Comparative Analysis: ZVS vs. ZCS

Choosing between ZVS and ZCS depends heavily on the application, power level, and specific design goals. The IPM itself plays a crucial role; devices with high output capacitance benefit more from ZVS, while ZCS can be advantageous in applications where turn-off stress is the primary concern. For more context, explore The IPM Advantage.

Parameter Zero Voltage Switching (ZVS) Zero Current Switching (ZCS)
Primary Goal Turn on the switch when voltage is zero. Turn off the switch when current is zero.
Main Loss Reduced Turn-on switching loss. Turn-off switching loss.
Key Challenge Maintaining ZVS across a wide load range, as stored energy for resonance decreases with lighter loads. Higher peak currents and conduction losses due to resonant current being higher than load current.
Device Stress Reduces stress from diode reverse recovery. Can have higher turn-off voltage stress. Reduces turn-off voltage stress. Subjects the device to higher peak currents.
Best Suited For High-frequency, high-power applications like server PSUs, EV chargers, and telecom rectifiers. Lower-power applications, such as offline adapters and auxiliary power supplies.

The Role of Integrated Drivers in Achieving Soft Switching

Implementing soft switching with discrete components is complex and prone to timing errors. The precision required to detect zero crossings and manage dead-time is immense. This is why specialized gate driver ICs are essential for the robust control of soft-switched IPMs. These ICs are not mere level-shifters; they are sophisticated mixed-signal circuits that integrate all the necessary control and protection logic.
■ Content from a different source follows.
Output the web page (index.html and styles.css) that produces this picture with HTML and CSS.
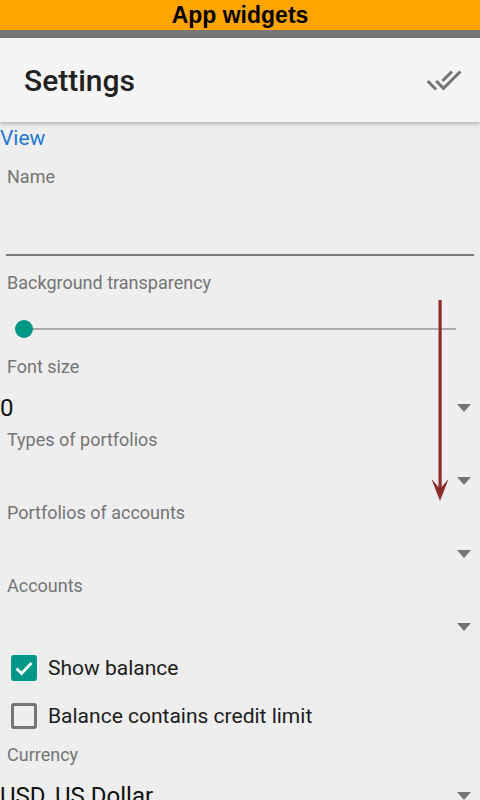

Key Functional Blocks in Soft-Switching Driver ICs

  1. Adaptive Dead-Time Control: In a ZVS half-bridge, one switch must turn off and its body diode must conduct before the other switch turns on. This “dead time” is critical. If it’s too short, shoot-through occurs. If it’s too long, the body diode conducts for an extended period, causing losses and potentially losing the ZVS condition. Integrated drivers use adaptive or predictive dead-time control, sensing the switch node voltage to ensure the next switch turns on at the precise ZVS moment, optimizing efficiency across different loads and temperatures.
  2. Zero-Crossing Detection (ZCD): For ZCS topologies, the driver must know exactly when the switch current falls to zero. Driver ICs integrate high-speed comparators or sense circuits that monitor the switch current (often via a sense resistor or the V_cesat of the IGBT) and trigger the turn-off sequence with nanosecond precision.
  3. Resonant Mode Controllers: Topologies like LLC converters require the driver to control the switching frequency to regulate the output voltage. Advanced driver ICs for IPMs (Intelligent Power Modules) integrate a Voltage-Controlled Oscillator (VCO), state machine, and feedback loop specifically designed for resonant mode operation. They can manage burst modes for light-load efficiency and ensure the converter operates within the ZVS region.
  4. Synchronous Rectification (SR) Control: On the secondary side of an isolated converter, soft-switching drivers also manage synchronous rectifiers (MOSFETs used in place of diodes). They use predictive timing to turn the SR MOSFETs on and off in sync with the secondary current, minimizing conduction losses and further boosting overall system efficiency.
  5. Fault Protection and Logic: These ICs go beyond driving the gate. They integrate essential protection features like Under-Voltage Lockout (UVLO), over-current protection, and over-temperature shutdown, all tailored for the specific demands of a soft-switching environment. For a full picture of driver functionality, see this guide on robust gate drive design.

Practical Implementation Checklist

Successfully designing a soft-switched system with an IPM and an integrated driver requires attention to detail. Here is a checklist for engineers embarking on such a design:

  • ✔ Select the Right Topology: Choose a topology (e.g., PSFB, LLC) that is well-suited for your power level and efficiency goals and inherently supports ZVS or ZCS.
  • ✔ Carefully Design the Resonant Tank: The resonant inductor (L) and capacitor (C) values are critical. They determine the resonant frequency and the energy available to achieve soft switching. These components must be carefully selected for low parasitic losses (low DCR for inductors, low ESR for capacitors).
  • ✔ Choose a Dedicated Soft-Switching Driver: Don’t try to adapt a standard hard-switching driver. Select an IC specifically designed for your chosen topology, as it will have the necessary integrated features like adaptive dead-time or resonant control.
  • ✔ Prioritize PCB Layout: A poor layout can ruin a good design. Keep gate drive loops extremely tight to minimize inductance. Ensure power and ground planes are solid to reduce noise. The placement of resonant components is also critical to minimize parasitic effects. A Snubber Circuit may still be needed for certain parasitic elements.
  • ✔ Analyze Performance Across All Loads: The biggest challenge in soft-switching is maintaining ZVS/ZCS from full load down to very light loads. Thoroughly test your prototype across the entire operating range to ensure the system remains stable and efficient, and doesn’t revert to lossy hard switching.

Conclusion: The Integrated Future of Power Conversion

The move from hard switching to soft switching is an essential step in the evolution of power electronics. By enabling higher frequencies with lower losses, ZVS and ZCS allow for smaller magnetic components, reduced cooling requirements, and ultimately, more compact and efficient power systems. The complexity of these techniques, however, makes them difficult to implement without the right control intelligence. Modern IPM drivers, with their highly integrated control logic, zero-crossing detectors, and adaptive timing circuits, are the critical enablers of this technology. They abstract away the most difficult control challenges, allowing engineers to focus on system-level optimization and harness the full potential of soft-switching to build next-generation power converters.